TÜRK FİLMİ YAZMIYORUM DİYE BANA ‘MR. DORSEY’ DİYORLARDI
Sinemanın hayatınızda büyük bir yeri var. Bu sevda nasıl başladı?
– Ben 1939’da İzmir’de doğdum. Annemle babam tarafından daha çocukken sinemaya götürüldüm. Orada bende uyanan sinema sevgisi sonraki yıllarda gelişti, gelişti, gelişti. Başka işler de yaptım. Mimar çıktım, mimarlık yaptım. Tercüman rehberlik yaptım, bu sayede bütün Anadolu’yu gezdim. Şunu yaptım, bunu yaptım ama sinema daima öne çıktı.
Sinema yazmaya ne zaman başladınız?
– 1966 yılında Cumhuriyet Gazetesi’nde başladım. Önceleri yabancı filmleri yazıyordum. Çünkü gazetedeki aslında sinema yazarı olmayan ama sinemayla yakın ilişkileri olan birtakım arkadaşlarım, Türk filmleri hakkındaki haberleri yüklenmişlerdi. Ama 1970 yılında Yılmaz Güney’in “Umut” filmini gördüm. O kadar etkiledi ki beni, oturup tak tak tak tak yazdım. O yıllarda öyle daktiloya geçip yazıyorduk. Ve o yazıyı gazeteye götürdüm, “Lütfen ‘Umut’ filmi için eleştiri babında benim yazımı kullanın” dedim. Kullandılar. Ve “Umut” filmi sayesinde ben Türk filmi konusunda da uzman oldum. Birçok kişi beni kolay kolay kabul etmedi aslında. Öyle ki benden “Mr. Dorsey” diye bahseden birtakım gazeteciler oldu. O zamanlar Amerika’da o zamanlar Jimmy ve Tommy Dorsey diye iki kardeş caz müzisyeni vardı, çok popülerdiler.

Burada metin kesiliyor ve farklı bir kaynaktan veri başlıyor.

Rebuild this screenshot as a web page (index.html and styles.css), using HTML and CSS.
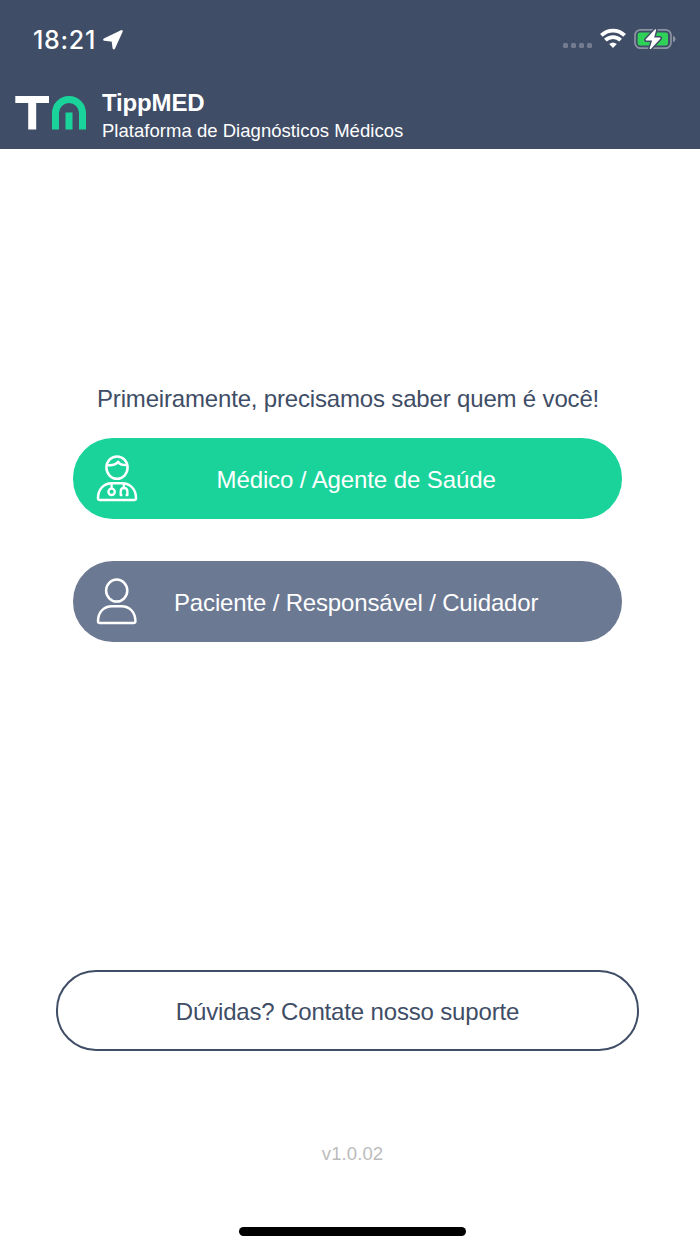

Ben de Türk filmlerini yazmadığım için benden “Atilla Dorsey” diye bahsetmeye başladılar. Allah’tan mizahı sevdiğim için çok üstüne düşmedim. Ama dediğim gibi “Umut”tan itibaren bu “Mr. Dorsey”likten kurtuldum, “Bay Atilla Dorsay” oldum.